Jennie Churchill
Morning Lecture
19 October 2022
Sepia Photograph of Jennie Churchill
Jennie Churchill has been treated unfairly in history as merely a woman with 200 lovers, but in the 21st century, a centenary after Jennie’s tragically premature death in 1921, now is surely the time to re-evaluate her legacy.
In 1874, aged 20, American-born Jeanette Jerome, known as Jennie, married Lord Randolph Churchill. When this ended in disaster she threw all her energies into her son Winston - her number one creative project. However, she had no income in an age when women were not expected to earn a living, so indulged in various loss making projects including writing plays, editing magazines and supporting literary charities until becoming an interior designer (before the term was invented) finally earned her money.

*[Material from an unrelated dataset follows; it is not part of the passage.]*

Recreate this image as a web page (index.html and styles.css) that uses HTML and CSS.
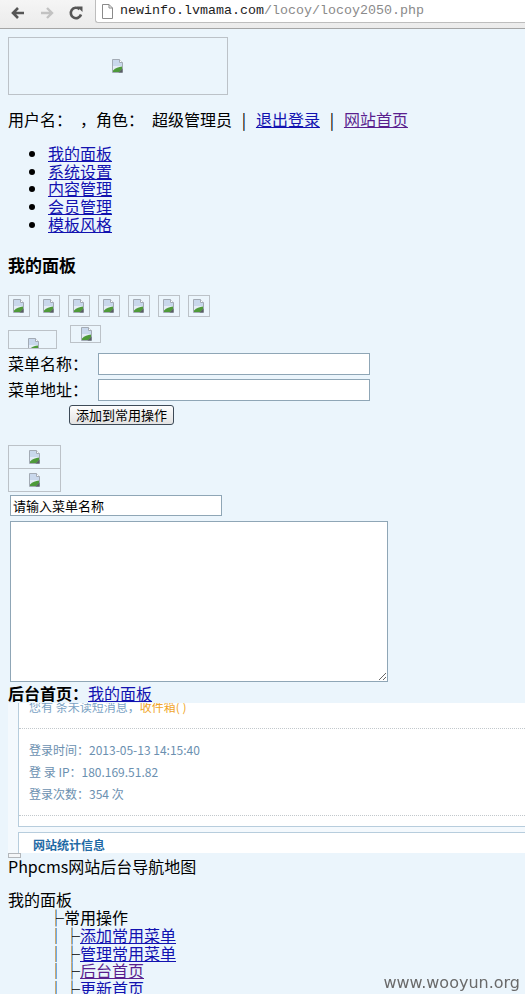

Jennie's belief in her son's destiny is what helped him become The Greatest Briton. In this lecture Anne Sebba explains why Jennie was so important for her son's success.
Our Speaker Anne Sebba is a biographer, historian and award winning author of eleven books, who lectures to a variety of audiences in the US and UK, including the English Speaking Union, Royal Over-Seas League, National Trust, British Library, Imperial War Museum and on several cruises, as well as to The Arts Society.
A former Reuters foreign correspondent, Anne is now a broadcaster who has presented documentaries for Radio 3 and Radio 4 and regularly appears on television talking about her books, mostly biographies including Jennie Churchill, William Bankes, Laura Ashley and Wallis Simpson. The latter, published as That Woman, was an international bestseller and was followed in 2016 by a history of Paris between 1939-49 through women's eyes entitled Les Parisiennes, How the Women of Paris Lived, Loved and Died in the 1940s, winner of the Franco British book prize for 2016. Her latest book is Ethel Rosenberg A Cold War Tragedy (published 2021).
Anne is a former chair of Britain's 10,000 strong Society of Authors, a Senior Research Fellow at The Institute of Historical Research and a Fellow of the Royal Society of Literature (FRSL). In 2023 she was selected as a judge on the inaugural Women's Prize for Non Fiction.